WHAT NEEDS TO BE DONE >> List each line of the data that holds the word "styles".
------ DATA BLOCK ------
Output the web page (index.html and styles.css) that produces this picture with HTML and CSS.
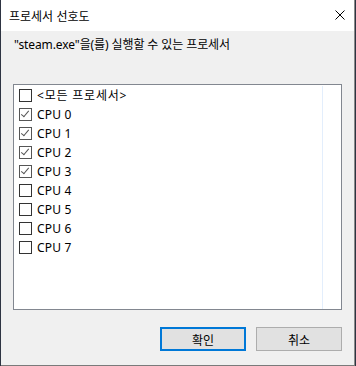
FILE: index.html
```html
<!DOCTYPE html>
<html lang="ko">
<head>
    <meta charset="UTF-8">
    <title>프로세서 선호도</title>
    <link rel="stylesheet" href="styles.css">
</head>
<body>
    <div class="window">
        <div class="titlebar">
            <span class="title">프로세서 선호도</span>
            <svg class="close" width="10" height="10" viewBox="0 0 10 10">
                <path d="M0.5 0.5 L9.5 9.5 M9.5 0.5 L0.5 9.5" stroke="#000" stroke-width="1" fill="none"/>
            </svg>
        </div>
        <div class="content">
            <p class="label">"steam.exe"을(를) 실행할 수 있는 프로세서</p>
            <div class="listbox">
                <div class="row"><span class="box"></span><span class="name all">&lt;모든 프로세서&gt;</span></div>
                <div class="row"><span class="box checked"></span><span class="name">CPU 0</span></div>
                <div class="row"><span class="box checked"></span><span class="name">CPU 1</span></div>
                <div class="row"><span class="box checked"></span><span class="name">CPU 2</span></div>
                <div class="row"><span class="box checked"></span><span class="name">CPU 3</span></div>
                <div class="row"><span class="box"></span><span class="name">CPU 4</span></div>
                <div class="row"><span class="box"></span><span class="name">CPU 5</span></div>
                <div class="row"><span class="box"></span><span class="name">CPU 6</span></div>
                <div class="row"><span class="box"></span><span class="name">CPU 7</span></div>
                <div class="guide"></div>
            </div>
            <div class="buttons">
                <button class="btn default">확인</button>
                <button class="btn">취소</button>
            </div>
        </div>
    </div>
</body>
</html>
```
FILE: styles.css
```css
body {
    margin: 0;
    background-color: #2e3442;
    font-family: "Segoe UI", "Noto Sans", "Noto Sans CJK KR", sans-serif;
    font-size: 12px;
    color: #000;
}
.window {
    margin-left: 1px;
    width: 353px;
    height: 365px;
    background-color: #f0f0f0;
    border-right: 1px solid #8a8a8a;
    border-bottom: 1px solid #7a7a7a;
}
.titlebar {
    height: 31px;
    background-color: #fff;
    display: flex;
    align-items: center;
    justify-content: space-between;
    padding: 0 9px 0 8px;
}
.title {
    font-family: "Noto Sans CJK KR", sans-serif;
    font-size: 12px;
    line-height: 16px;
}
.close {
    display: block;
    margin-top: -1px;
}
.content {
    padding: 0 12px;
}
.label {
    margin: 6px 0 0 1px;
    line-height: 16px;
    font-family: "Noto Sans", "Noto Sans CJK KR", sans-serif;
    letter-spacing: -0.1px;
}
.listbox {
    position: relative;
    margin-top: 31px;
    height: 223px;
    border: 1px solid #828790;
    background-color: #fff;
    padding-top: 1px;
    box-sizing: content-box;
}
.row {
    height: 19px;
    display: flex;
    align-items: center;
    padding-left: 5px;
}
.box {
    width: 11px;
    height: 11px;
    border: 1px solid #333;
    background-color: #fff;
    position: relative;
}
.box.checked {
    border-color: #555;
}
.box.checked::after {
    content: "";
    position: absolute;
    left: 3px;
    top: 0px;
    width: 3px;
    height: 7px;
    border-right: 1px solid #555;
    border-bottom: 1px solid #555;
    transform: rotate(40deg);
}
.name {
    margin-left: 5px;
    line-height: 16px;
    letter-spacing: 0.2px;
}
.name.all {
    letter-spacing: 0.8px;
}
.guide {
    position: absolute;
    left: 308px;
    top: 1px;
    bottom: 0;
    width: 1px;
    background-color: #e3eefc;
}
.buttons {
    display: flex;
    justify-content: flex-end;
    gap: 10px;
    margin-top: 17px;
}
.btn {
    width: 86px;
    height: 24px;
    background-color: #e1e1e1;
    border: 1px solid #adadad;
    font-family: "Noto Sans CJK KR", sans-serif;
    font-size: 12px;
    padding: 0;
    color: #000;
}
.btn.default {
    border: 2px solid #0078d7;
}
```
------
THE ANSWER >>
Output the web page (index.html and styles.css) that produces this picture with HTML and CSS.
    <link rel="stylesheet" href="styles.css">
FILE: styles.css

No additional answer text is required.